Canadian Immigrant Youth and the Education-Employment Nexus


  • Leslie Nichols
  • Belinda Ha
  • Vappu Tyyskä



Canada’s population of immigrant youth between the ages of 15 and 35 is approaching 3 million and growing rapidly. Youth are critical to Canada’s goal of recruiting immigrants to expand the economy, but there is insufficient information about their school and work experiences and inadequate support to ensure their successful integration into the workforce. This literature review investigates the connection between education and work for Canadian immigrant youth.

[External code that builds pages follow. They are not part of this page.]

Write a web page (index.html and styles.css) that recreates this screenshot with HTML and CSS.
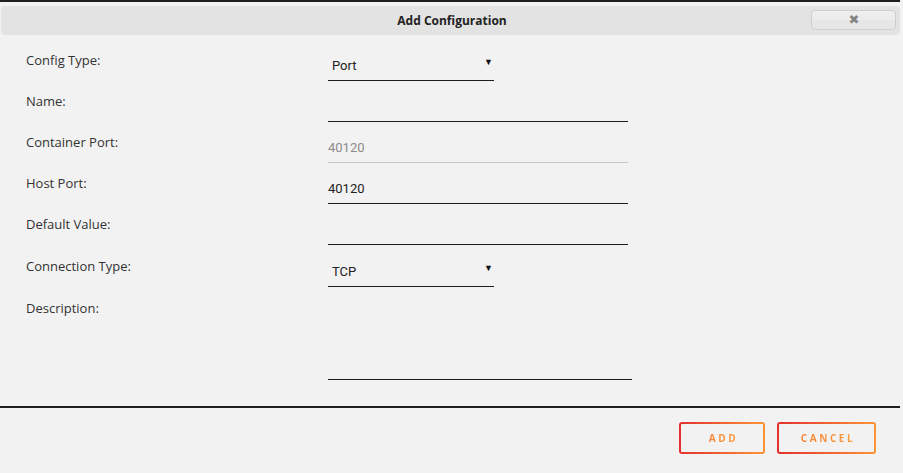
FILE: index.html
```html
<!DOCTYPE html>
<html lang="en">
<head>
<meta charset="utf-8">
<title>Add Configuration</title>
<link rel="stylesheet" href="styles.css">
</head>
<body>
<div class="dialog">
  <div class="header">
    <div class="title">Add Configuration</div>
    <button class="close" type="button" aria-label="Close">&#10006;</button>
  </div>

  <form class="form">
    <div class="row">
      <label class="label">Config Type:</label>
      <div class="field select short"><span>Port</span><span class="caret">&#9660;</span></div>
    </div>
    <div class="row">
      <label class="label">Name:</label>
      <div class="field"></div>
    </div>
    <div class="row">
      <label class="label">Container Port:</label>
      <div class="field disabled"><span>40120</span></div>
    </div>
    <div class="row">
      <label class="label">Host Port:</label>
      <div class="field"><span>40120</span></div>
    </div>
    <div class="row">
      <label class="label">Default Value:</label>
      <div class="field"></div>
    </div>
    <div class="row row-shift">
      <label class="label">Connection Type:</label>
      <div class="field select short"><span>TCP</span><span class="caret">&#9660;</span></div>
    </div>
    <div class="row row-tall">
      <label class="label">Description:</label>
      <div class="field textarea"></div>
    </div>
  </form>

  <div class="footer">
    <button class="btn btn-add" type="button"><span>ADD</span></button>
    <button class="btn btn-cancel" type="button"><span>CANCEL</span></button>
  </div>
</div>
</body>
</html>
```

FILE: styles.css
```css
html, body {
  margin: 0;
  padding: 0;
  background: #f2f2f2;
}

body {
  font-family: "Open Sans", "Noto Sans", sans-serif;
  color: #333;
}

.dialog {
  border-top: 2px solid #1e1e1e;
  margin-right: 3px;
  height: 471px;
  background: #f2f2f2;
}

/* title bar */
.header {
  position: relative;
  margin: 4px 0 0 1px;
  height: 29px;
  background: #e3e3e3;
  border-radius: 4px;
  display: flex;
  align-items: center;
  justify-content: center;
}

.title {
  font-size: 12px;
  font-weight: 700;
  color: #222;
  line-height: 16px;
  margin-left: 3px;
}

.close {
  position: absolute;
  right: 4px;
  top: 4px;
  width: 85px;
  height: 20px;
  border: 1px solid #cfcfcf;
  border-radius: 4px;
  background: linear-gradient(to bottom, #efefef 0%, #ececec 50%, #e6e6e6 51%, #e6e6e6 100%);
  color: #858585;
  font-size: 13px;
  line-height: 18px;
  padding: 0 0 0 1px;
  font-family: "DejaVu Sans", sans-serif;
}

/* form rows */
.form {
  margin: 9px 0 0;
}

.row {
  display: flex;
  height: 41px;
}

.row-shift {
  margin-top: 1px;
}

.row-tall {
  height: auto;
  margin-top: 1px;
}

.label {
  width: 302px;
  padding: 8px 0 0 26px;
  font-size: 13px;
  line-height: 17px;
  color: #333;
}

.field {
  width: 300px;
  height: 36px;
  border-bottom: 1px solid #1e1e1e;
  box-sizing: content-box;
  font-family: Roboto, "Open Sans", sans-serif;
  font-size: 13px;
  color: #222;
  display: flex;
  align-items: flex-end;
}

.field span {
  line-height: 16px;
  padding-bottom: 6px;
}

.field.disabled {
  border-bottom-color: #c8c8c8;
  color: #8c8c8c;
}

.select.short {
  width: 166px;
  justify-content: space-between;
}

.select span:first-child {
  padding-left: 4px;
}

.caret {
  font-size: 9px;
  color: #111;
  padding-right: 1px;
  padding-bottom: 10px !important;
}

.textarea {
  width: 304px;
  height: 87px;
}

/* action buttons */
.footer {
  margin-top: 26px;
  border-top: 2px solid #1e1e1e;
  display: flex;
  justify-content: flex-end;
  gap: 12px;
  padding: 14px 24px 0 0;
}

.btn {
  height: 32px;
  border: 2px solid transparent;
  border-radius: 3px;
  background:
    linear-gradient(#f2f2f2, #f2f2f2) padding-box,
    linear-gradient(to right, #e4302e, #fd9437) border-box;
  font-family: "Open Sans", sans-serif;
  font-weight: 700;
  font-size: 10px;
  letter-spacing: 2.6px;
  padding: 0;
  cursor: pointer;
}

.btn span {
  background: linear-gradient(to right, #f58338, #fd9a3b);
  -webkit-background-clip: text;
  background-clip: text;
  color: transparent;
  padding-left: 3px;
}

.btn-add {
  width: 86px;
}

.btn-cancel {
  width: 99px;
}
```
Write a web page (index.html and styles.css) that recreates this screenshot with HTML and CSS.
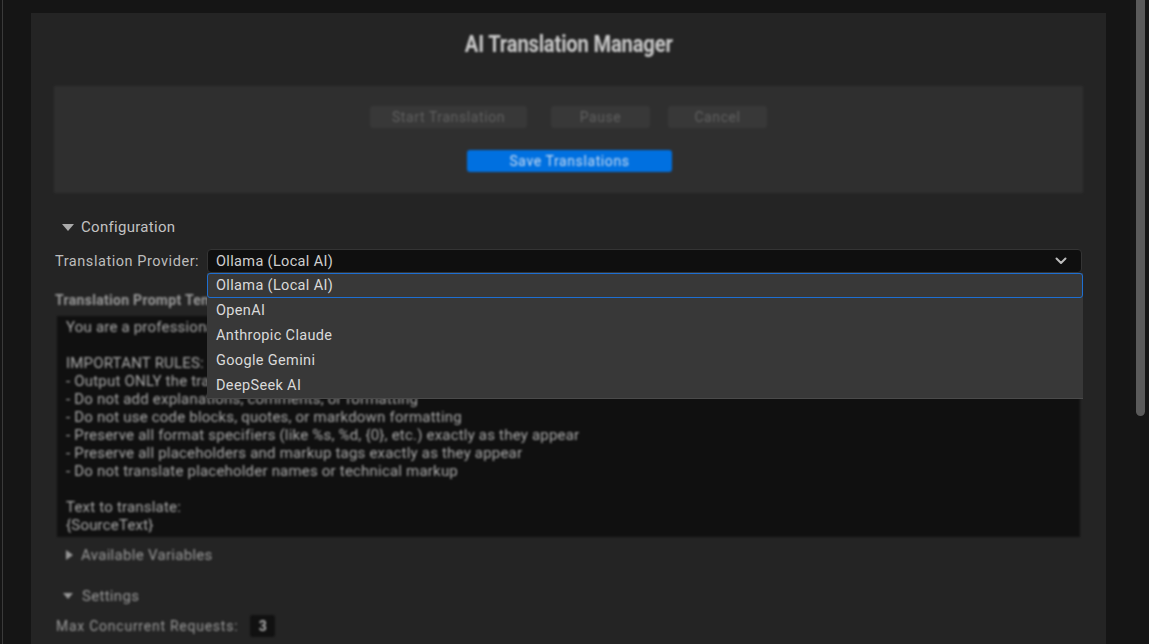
FILE: index.html
```html
<!DOCTYPE html>
<html>
<head>
<meta charset="utf-8">
<link rel="stylesheet" href="styles.css">
</head>
<body>
<div class="app">
  <div class="edge"></div>
  <main class="panel">
    <h1 class="title blur"><span class="title-text">AI Translation Manager</span></h1>
    <section class="toolbar blur">
      <div class="btn-row">
        <button class="btn btn-start">Start Translation</button>
        <button class="btn btn-pause">Pause</button>
        <button class="btn btn-cancel">Cancel</button>
      </div>
      <div class="btn-row">
        <button class="btn btn-save">Save Translations</button>
      </div>
    </section>

    <div class="section-head config-head"><span class="tri-down"></span>Configuration</div>

    <div class="provider-row">
      <span class="label">Translation Provider:</span>
      <div class="select-wrap">
        <div class="select">
          <span>Ollama (Local AI)</span>
          <svg class="chev" width="12" height="8" viewBox="0 0 12 8"><path d="M1.5 1.5 L6 6 L10.5 1.5" fill="none" stroke="#bdbdbd" stroke-width="2" stroke-linecap="round" stroke-linejoin="round"/></svg>
        </div>
        <ul class="dropdown">
          <li class="opt active">Ollama (Local AI)</li>
          <li class="opt">OpenAI</li>
          <li class="opt">Anthropic Claude</li>
          <li class="opt">Google Gemini</li>
          <li class="opt">DeepSeek AI</li>
        </ul>
      </div>
    </div>

    <div class="prompt blur">
      <div class="prompt-label">Translation Prompt Template:</div>
      <div class="textarea">You are a professional translator. Translate the following text from {SourceLanguage} to {TargetLanguage}.

IMPORTANT RULES:
- Output ONLY the translated text, nothing else
- Do not add explanations, comments, or formatting
- Do not use code blocks, quotes, or markdown formatting
- Preserve all format specifiers (like %s, %d, {0}, etc.) exactly as they appear
- Preserve all placeholders and markup tags exactly as they appear
- Do not translate placeholder names or technical markup

Text to translate:
{SourceText}</div>
      <div class="section-head vars-head"><span class="tri-right"></span>Available Variables</div>
      <div class="section-head settings-head"><span class="tri-down"></span>Settings</div>
      <div class="setting-row">
        <span class="label">Max Concurrent Requests:</span>
        <span class="num">3</span>
      </div>
    </div>
  </main>
  <div class="track"><div class="thumb"></div></div>
</div>
</body>
</html>
```

FILE: styles.css
```css
* { box-sizing: border-box; }
html, body {
  margin: 0;
  padding: 0;
  background: #151515;
  font-family: Roboto, "Noto Sans", sans-serif;
  color: #c4c4c4;
}
.app {
  display: flex;
  height: 644px;
  overflow: hidden;
}
.edge {
  width: 1px;
  margin-left: 2px;
  background: #3a3a3a;
  flex: none;
}
.panel {
  flex: none;
  width: 1075px;
  margin-left: 28px;
  margin-top: 13px;
  background: #242424;
  padding: 0 23px;
  height: 700px;
}
.track {
  flex: none;
  width: 9px;
  margin-left: 30px;
}
.thumb {
  height: 416px;
  background: #5a5a5a;
  border-radius: 0 0 5px 5px;
}
.blur { filter: blur(1.3px); }

.title {
  margin: 0;
  padding-top: 16px;
  height: 46px;
  font-size: 24px;
  line-height: 30px;
  font-weight: 700;
  text-align: center;
  color: #c9c9c9;
}
.title-text {
  display: inline-block;
  transform: scaleX(0.84);
  letter-spacing: -0.2px;
}
.toolbar {
  margin-top: 27px;
  height: 107px;
  background: #2f2f2f;
  padding-top: 20px;
  display: flex;
  flex-direction: column;
  align-items: center;
  gap: 22px;
}
.btn-row {
  display: flex;
  justify-content: center;
}
.btn {
  height: 22px;
  border: none;
  border-radius: 3px;
  font-family: Roboto, sans-serif;
  font-size: 14px;
  letter-spacing: 0.6px;
  padding: 0;
  background: #383838;
  color: #606060;
}
.btn-start { width: 157px; }
.btn-pause { width: 99px; margin-left: 24px; }
.btn-cancel { width: 99px; margin-left: 18px; }
.btn-save {
  width: 205px;
  background: #0070e0;
  color: #c9dcf2;
  margin-left: 2px;
}

.section-head {
  display: flex;
  align-items: center;
  height: 20px;
  font-size: 15px;
  letter-spacing: 0.3px;
  color: #c2c2c2;
}
.config-head {
  margin-top: 24px;
  padding-left: 8px;
}
.tri-down {
  width: 0; height: 0;
  border-left: 6px solid transparent;
  border-right: 6px solid transparent;
  border-top: 7px solid #aaaaaa;
  margin-right: 7px;
}
.tri-right {
  width: 0; height: 0;
  border-top: 5px solid transparent;
  border-bottom: 5px solid transparent;
  border-left: 7px solid #aaaaaa;
  margin-right: 8px;
}

.provider-row {
  margin-top: 12px;
  display: flex;
  align-items: center;
  padding-left: 1px;
}
.label {
  font-size: 14.5px;
  letter-spacing: 0.55px;
  color: #bdbdbd;
  width: 152px;
  flex: none;
}
.select-wrap {
  position: relative;
  flex: 1;
  margin-right: 1px;
}
.select {
  height: 24px;
  background: #0f0f0f;
  border: 1px solid #343434;
  border-radius: 4px;
  display: flex;
  align-items: center;
  justify-content: space-between;
  padding: 0 14px 0 8px;
  font-size: 14.5px;
  letter-spacing: 0.35px;
  color: #cfcfcf;
}
.chev { display: block; }
.dropdown {
  position: absolute;
  left: 0;
  right: -1px;
  top: 24px;
  margin: 0;
  padding: 0;
  list-style: none;
  background: #383838;
  border-bottom: 1px solid #4a4a4a;
  z-index: 5;
}
.opt {
  height: 25px;
  line-height: 25px;
  padding-left: 9px;
  font-size: 14.5px;
  letter-spacing: 0.35px;
  color: #dadada;
}
.opt.active {
  border: 1px solid #1e6fd2;
  border-radius: 3px;
  line-height: 23px;
  padding-left: 8px;
}

.prompt {
  padding-top: 19px;
}
.prompt-label {
  font-size: 14px;
  font-weight: 700;
  letter-spacing: 0.3px;
  color: #9a9a9a;
  height: 16px;
  line-height: 16px;
  padding-left: 1px;
}
.textarea {
  margin: 8px 3px 0 3px;
  height: 221px;
  background: #101010;
  padding: 2px 9px;
  white-space: pre-wrap;
  font-size: 15px;
  letter-spacing: 0.2px;
  line-height: 18px;
  color: #a9a9a9;
  overflow: hidden;
}
.vars-head {
  margin-top: 8px;
  padding-left: 12px;
  color: #9a9a9a;
}
.vars-head .tri-right { border-left-color: #999; }
.settings-head {
  margin-top: 21px;
  padding-left: 9px;
  color: #9a9a9a;
}
.settings-head .tri-down {
  border-left-width: 5px;
  border-right-width: 5px;
  border-top-width: 6px;
  border-top-color: #999;
  margin-right: 9px;
}
.setting-row {
  display: flex;
  align-items: center;
  margin-top: 9px;
  padding-left: 2px;
}
.setting-row .label {
  width: auto;
  font-size: 14px;
  letter-spacing: 0.75px;
  color: #9a9a9a;
  margin-right: 12px;
}
.num {
  width: 25px;
  height: 22px;
  background: #111;
  border-radius: 3px;
  display: flex;
  align-items: center;
  justify-content: center;
  font-size: 14px;
  font-weight: 700;
  color: #b0b0b0;
}
```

It documents obstacles in the form of underfunded settlement services, lack of diversity in the school curriculum, inadequate English-language instruction at all levels of schooling, racially and ethnically biased streaming of students into the lowest educational track in high school, rejection of foreign school transcripts and work credentials, employers’ prejudice and discrimination, and workplace exploitation. The number and magnitude of these systemic impediments create significant obstacles for immigrant youth. A major cause of these issues is insufficient funding for immigrant services under neoliberal economic policies. The outcomes for immigrant youth include failure to finish secondary and postsecondary education, a long-term cycle of employment in low-skill, low-wage jobs, and socioeconomic hardship such as poverty and homelessness. The authors call for greater attention to this critical population and make nine recommendations that would contribute to solutions in each major issue area impacting the education of Canadian immigrant youth and their entry into the workforce.